If you could cut out a place to permanently install an AC unit (either large boxy style that hangs out like you'd install in a window, or just a duct to output warm air as some new ones do), that'd be the best option for controlling the temp over the entire room and giving you lots and lots of space... but in most apartment settings, that's just not an option.

A stock refrigerator will give you plenty of control between the low-mid 30's and perhaps into the upper 40's, but anything outside of that will need an outside temp controller.
A freezer with a controller will typically give you more space for your buck, leaving you more money for a better controller, which will then let you fine control.
Definitely start haunting craigslist and other classifieds for fridges and freezers that will fit your space- anything of the right size for you and a working compressor will do, it doesn't have to look pretty.

I've seen several threads around here where people have used compressors from AC units or fridges to build their own ferm chambers as well, out of plywood and thick insulation... but that sounds like it might be a bit outside of your scope (it certainly would be out of mine)

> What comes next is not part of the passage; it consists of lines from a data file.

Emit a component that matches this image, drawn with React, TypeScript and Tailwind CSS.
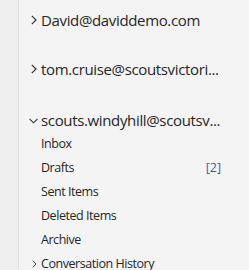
import React from "react";

const Right = ({ cls }: { cls: string }) => (
  <svg className={cls} viewBox="0 0 6 10" fill="none" stroke="#333" strokeWidth="1.2">
    <path d="M0.8 0.8 L5 5 L0.8 9.2" />
  </svg>
);

const Down = () => (
  <svg className="w-[9px] h-[6px]" viewBox="0 0 9 6" fill="none" stroke="#333" strokeWidth="1.1">
    <path d="M0.5 0.8 L4.5 4.8 L8.5 0.8" />
  </svg>
);

export default function App() {
  const font = { fontFamily: '"Open Sans", "Noto Sans", sans-serif' };
  const folders = ["Inbox", "Drafts", "Sent Items", "Deleted Items", "Archive"];
  return (
    <div className="w-[249px] h-[270px] flex bg-[#f4f4f4] text-[#262626] overflow-hidden" style={font}>
      <div className="w-[19px] shrink-0 bg-[#efefef] border-r border-[#e1e1e1]" />
      <div className="flex-1 flex flex-col pt-[5px] min-w-0">
        <div className="h-[30px] shrink-0 flex items-center">
          <div className="w-[22px] flex justify-end pr-[4px]"><Right cls="w-[6px] h-[10px]" /></div>
          <span className="text-[15px] whitespace-nowrap tracking-[-0.35px]">David@daviddemo.com</span>
        </div>
        <div className="h-[30px] shrink-0 mt-[19px] flex items-center">
          <div className="w-[22px] flex justify-end pr-[4px]"><Right cls="w-[6px] h-[10px]" /></div>
          <span className="text-[15px] whitespace-nowrap tracking-[-0.35px]">tom.cruise@scoutsvictori...</span>
        </div>
        <div className="h-[23px] shrink-0 mt-[25px] flex items-center">
          <div className="w-[22px] flex justify-end pr-[3px]"><Down /></div>
          <span className="text-[15px] whitespace-nowrap tracking-[-0.35px]">scouts.windyhill@scoutsv...</span>
        </div>
        {folders.map((f) => (
          <div key={f} className="h-[24px] shrink-0 flex items-center pl-[22px] pr-[28px]">
            <span className="text-[12.5px] flex-1 tracking-[-0.45px]">{f}</span>
            {f === "Drafts" && <span className="text-[12.5px] text-[#1f64b8]">[2]</span>}
          </div>
        ))}
        <div className="h-[24px] shrink-0 flex items-center">
          <div className="w-[22px] flex justify-end pr-[4px]"><Right cls="w-[5px] h-[8px]" /></div>
          <span className="text-[12.5px] whitespace-nowrap tracking-[-0.45px]">Conversation History</span>
        </div>
      </div>
    </div>
  );
}
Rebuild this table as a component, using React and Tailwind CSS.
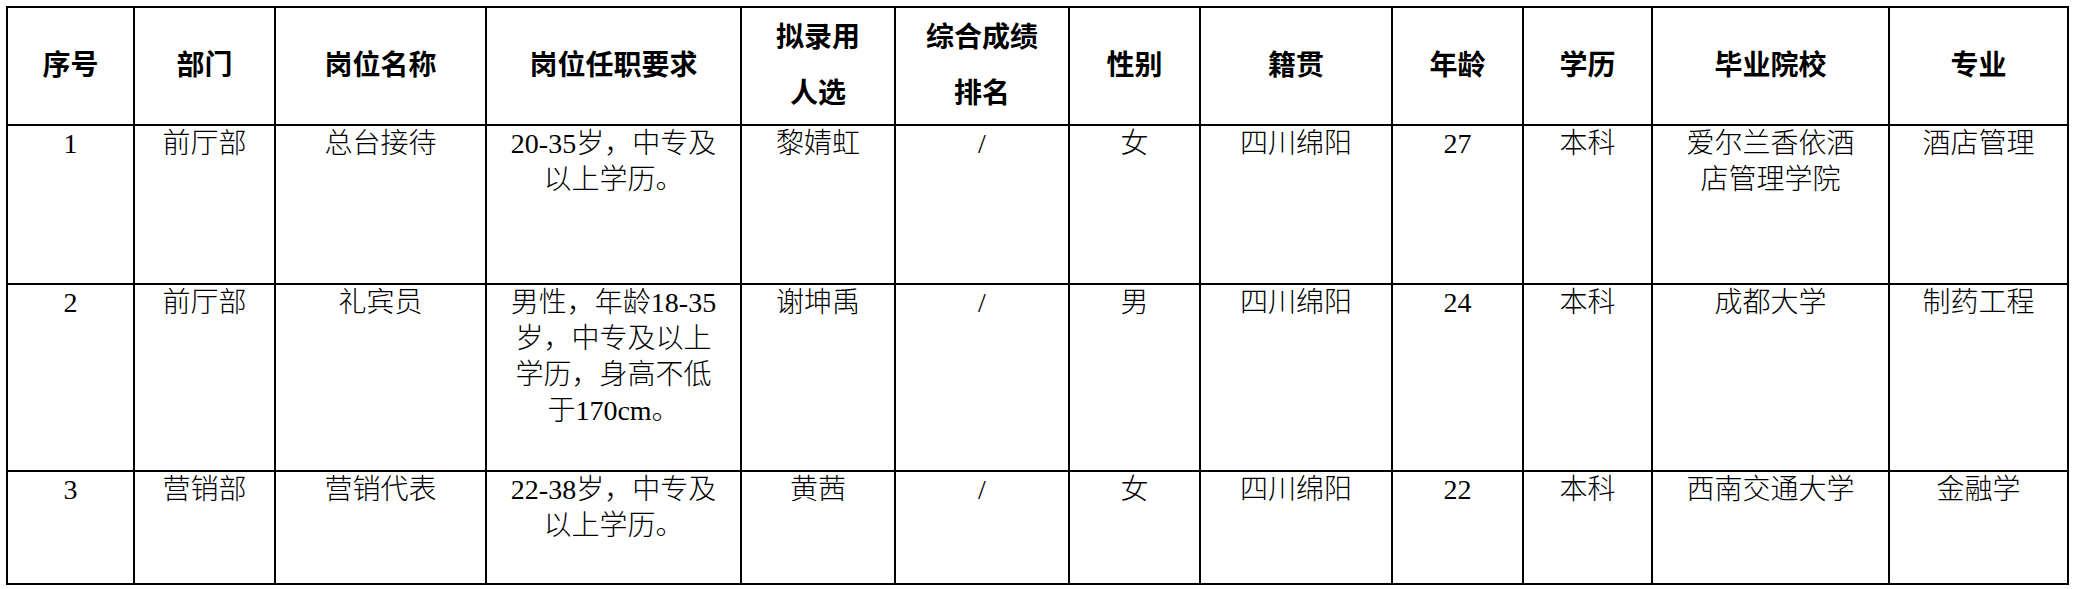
import React from "react";

const headers = [
  ["序号"],
  ["部门"],
  ["岗位名称"],
  ["岗位任职要求"],
  ["拟录用", "人选"],
  ["综合成绩", "排名"],
  ["性别"],
  ["籍贯"],
  ["年龄"],
  ["学历"],
  ["毕业院校"],
  ["专业"],
];

const rows = [
  [
    ["1"],
    ["前厅部"],
    ["总台接待"],
    ["20-35岁，中专及", "以上学历。"],
    ["黎婧虹"],
    ["/"],
    ["女"],
    ["四川绵阳"],
    ["27"],
    ["本科"],
    ["爱尔兰香依酒", "店管理学院"],
    ["酒店管理"],
  ],
  [
    ["2"],
    ["前厅部"],
    ["礼宾员"],
    ["男性，年龄18-35", "岁，中专及以上", "学历，身高不低", "于170cm。"],
    ["谢坤禹"],
    ["/"],
    ["男"],
    ["四川绵阳"],
    ["24"],
    ["本科"],
    ["成都大学"],
    ["制药工程"],
  ],
  [
    ["3"],
    ["营销部"],
    ["营销代表"],
    ["22-38岁，中专及", "以上学历。"],
    ["黄茜"],
    ["/"],
    ["女"],
    ["四川绵阳"],
    ["22"],
    ["本科"],
    ["西南交通大学"],
    ["金融学"],
  ],
];

export default function App() {
  return (
    <div className="w-[2075px] h-[589px] bg-white pt-[6px] pl-[6px] text-black font-['Liberation_Serif','Noto_Sans_CJK_SC',serif]">
      <div className="grid w-max grid-cols-[127px_141px_211px_255px_154px_174px_131px_192px_131px_129px_237px_179px] grid-rows-[118px_159px_187px_113px] border-l-2 border-t-2 border-black">
        {headers.map((h, i) => (
          <div
            key={"h" + i}
            className="flex flex-col items-center justify-center border-r-2 border-b-2 border-black text-[28px] font-bold leading-[56px]"
          >
            {h.map((line, j) => (
              <span key={j}>{line}</span>
            ))}
          </div>
        ))}
        {rows.map((r, ri) =>
          r.map((cell, ci) => (
            <div
              key={ri + "-" + ci}
              className="flex flex-col items-center border-r-2 border-b-2 border-black text-[28px] font-light leading-[36px]"
            >
              {cell.map((line, j) => (
                <span key={j} className="whitespace-nowrap">{line}</span>
              ))}
            </div>
          ))
        )}
      </div>
    </div>
  );
}
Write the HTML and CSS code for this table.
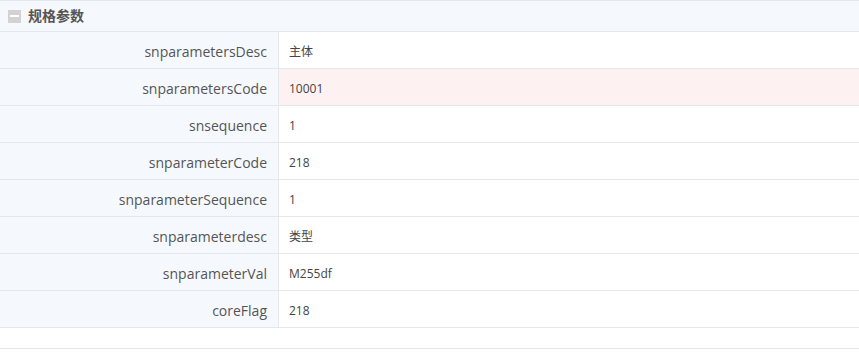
FILE: index.html
```html
<!DOCTYPE html>
<html lang="zh">
<head>
<meta charset="utf-8">
<link rel="stylesheet" href="styles.css">
</head>
<body>
<div class="panel">
  <div class="panel-head">
    <span class="toggle"><span class="bar"></span></span>
    <span class="title">规格参数</span>
  </div>
  <div class="rows">
    <div class="row"><div class="label">snparametersDesc</div><div class="value">主体</div></div>
    <div class="row hl"><div class="label">snparametersCode</div><div class="value">10001</div></div>
    <div class="row"><div class="label">snsequence</div><div class="value">1</div></div>
    <div class="row"><div class="label">snparameterCode</div><div class="value">218</div></div>
    <div class="row"><div class="label">snparameterSequence</div><div class="value">1</div></div>
    <div class="row"><div class="label">snparameterdesc</div><div class="value">类型</div></div>
    <div class="row"><div class="label">snparameterVal</div><div class="value">M255df</div></div>
    <div class="row"><div class="label">coreFlag</div><div class="value">218</div></div>
  </div>
  <div class="footer"></div>
</div>
</body>
</html>
```
FILE: styles.css
```css
html, body {
  margin: 0;
  padding: 0;
  background: #ffffff;
}
body {
  font-family: "Open Sans", "Noto Sans CJK SC", sans-serif;
  color: #333333;
}
.panel {
  width: 859px;
}
.panel-head {
  height: 30px;
  border-top: 1px solid #e3e6ea;
  border-bottom: 1px solid #e3e6ea;
  background: #f5f8fc;
  display: flex;
  align-items: center;
  padding-left: 8px;
  gap: 7px;
}
.toggle {
  width: 13px;
  height: 13px;
  background: #d2d2d2;
  display: flex;
  align-items: center;
  justify-content: center;
}
.toggle .bar {
  width: 9px;
  height: 2px;
  background: #ffffff;
}
.title {
  font-family: "Noto Sans CJK SC", sans-serif;
  font-weight: bold;
  font-size: 14px;
  line-height: 16px;
  padding-bottom: 3px;
  color: #555555;
}
.row {
  display: flex;
  height: 36px;
  border-bottom: 1px solid #e5e7ea;
}
.label {
  width: 267px;
  flex: none;
  background: #f5f9fd;
  border-right: 1px solid #e5e7ea;
  padding-right: 11px;
  padding-top: 3px;
  text-align: right;
  font-size: 14px;
  line-height: 33px;
  color: #555555;
}
.value {
  flex: 1;
  padding-left: 10px;
  padding-top: 3px;
  font-size: 12px;
  line-height: 33px;
  color: #444444;
}
.row.hl .value {
  background: #fdf2f1;
}
.footer {
  height: 20px;
  border-bottom: 1px solid #e5e7ea;
}
```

The swamp cooler you've described is a popular method for controlling ferm temps, and you could always just use a regular fridge to store your beer, but that could mean keeping it a bit warmer than preferred for the carbonation period... definitely a risk in many styles.
 
The DIY freezers out of insulation, is that what you are referring to? I tried one, and it kinda worked, but was a pain to build and didn't work as well as a mini-fridge with a home built temperature controller. And the second option cost me as much as the first when using CraigsList.

That being said, it is a bigger investment than a wet t-shirt and a fan. Get a temperature strip to go on the bucket (cheap, every homebrew shop should have them) so you can monitor the temperature.